Nach der Hand bildeten sogar die praktischen Römer die Gestalt einer Ziffer; denn indem sie die Zahlen eins bis vier mit ebenso vielen senkrechten Strichen bezeichneten, gingen sie bei fünf von diesem Gebrauche ab und gaben dieser Zahl das Bild einer bei gespreiztem Daumen ausgestreckten Hand, woraus V (etruskisch Ʌ) entstand. Zehn wurde nun die Verdoppelung davon, daher: X. Selbst die Buchstaben, deren das altrömische Alphabet ursprünglich nur zwanzig hatte, lassen sich in zwei Zehente und vier Gefünfte, die der Fingerzahl angepaßt sind, zerlegen.

Die außerordentliche Bedeutsamkeit der Hand für das menschliche Leben brachte es aber auch mit sich, daß der Unverstand mit ihrer Hülfe Uebermenschliches zu erreichen strebte. Der Aberwitz des Menschen, die Gewinnsucht, welche auf die Leichtgläubigkeit des Volkes speculirt, ließen es sich nämlich angelegen sein, aus den geheimnißvollen Linien der inneren Handfläche die Zukunft und die Charaktereigenthümlichkeiten eines Menschen zu enthüllen.

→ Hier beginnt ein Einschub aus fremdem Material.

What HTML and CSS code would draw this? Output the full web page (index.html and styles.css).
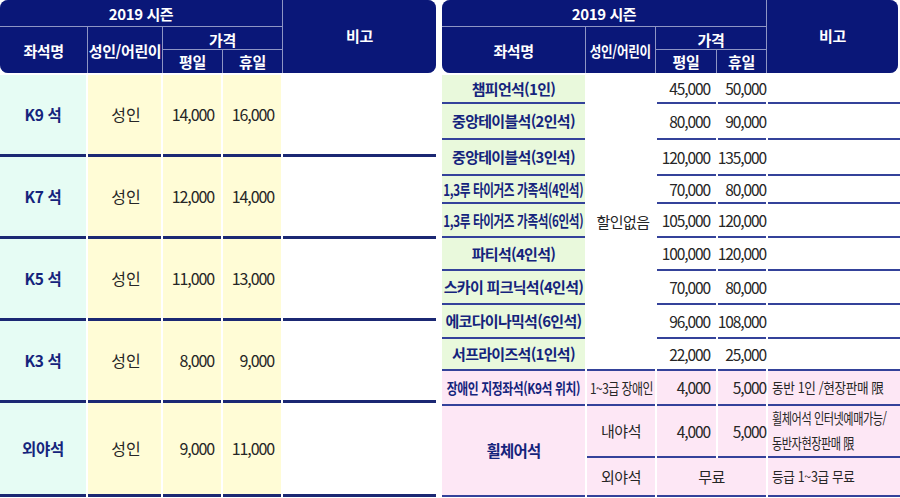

Die Hand ward so zu dem heiligen Buche der Chiromantiker oder Handwahrsager. Diese Hexenmeister genossen namentlich bei den abergläubische Römern großes Ansehen und trieben ihr Wesen in der schamlosesten Weise. Es war nun nicht mehr die freie, erhabene Stirn allein, von der sie die Schicksale der Menschen ablasen, in der Weise etwa, wie Goethe in seinem „Faust“ Gretchen von Mephistopheles urtheilen läßt: „Es steht ihm an der Stirn geschrieben, daß er mag keine Seele lieben,“ sondern sie entzifferten hinfort auch die geheimnißvollen Hieroglyphenlinien der Handfläche und deducirten daraus den gläubigen Sterblichen zukünftiges Glück oder Unglück. Die römischen Frauen und zwar vorzugsweise die Unbemittelteren waren es, welche den Offenbarungen der Chiromantiker ihr Ohr liehen und dieselben fleißig aufsuchten. Der römische Dichter Juvenal sagt darüber in einer Satire, in welcher er die verschiedenen Gaukler und abergläubischen Anstalten bei den römischen Frauen malerisch beschreibt: „Der reicheren Frau giebt der phrygische Augur und der hetruskische Blitzkundige Aufschluß über die Zukunft; ist sie unbemittelt, so wird sie in den Circus eilen, das Loos ziehen und aus Stirn und Hand sich ihr Schicksal verkünden lassen. “–

Die späteren Chiromantiker des Mittelalters sammelten ihr Material größtenteils aus den alten Physiognomikern Melampus, Polemo und Adamantius und bauten darauf ihre Systeme der Wahr- und Weissagekunst aus den Linien der Hand. Danach wurden alle die Linien, welche verschiedene Namen führen, nach ihrer Länge, Kürze oder Dicke, ihrer Tiefe oder Flachheit, nach ihrem mehr oder weniger blassen Ansehen, nach den Figuren, die sie bilden, beurtheilt. Die in der Hand verzeichneten Linien galten daher als das eigentliche Schicksalsbuch der Menschen, welches der Chiromantiker mit seiner Weisheit zu entziffern versteht.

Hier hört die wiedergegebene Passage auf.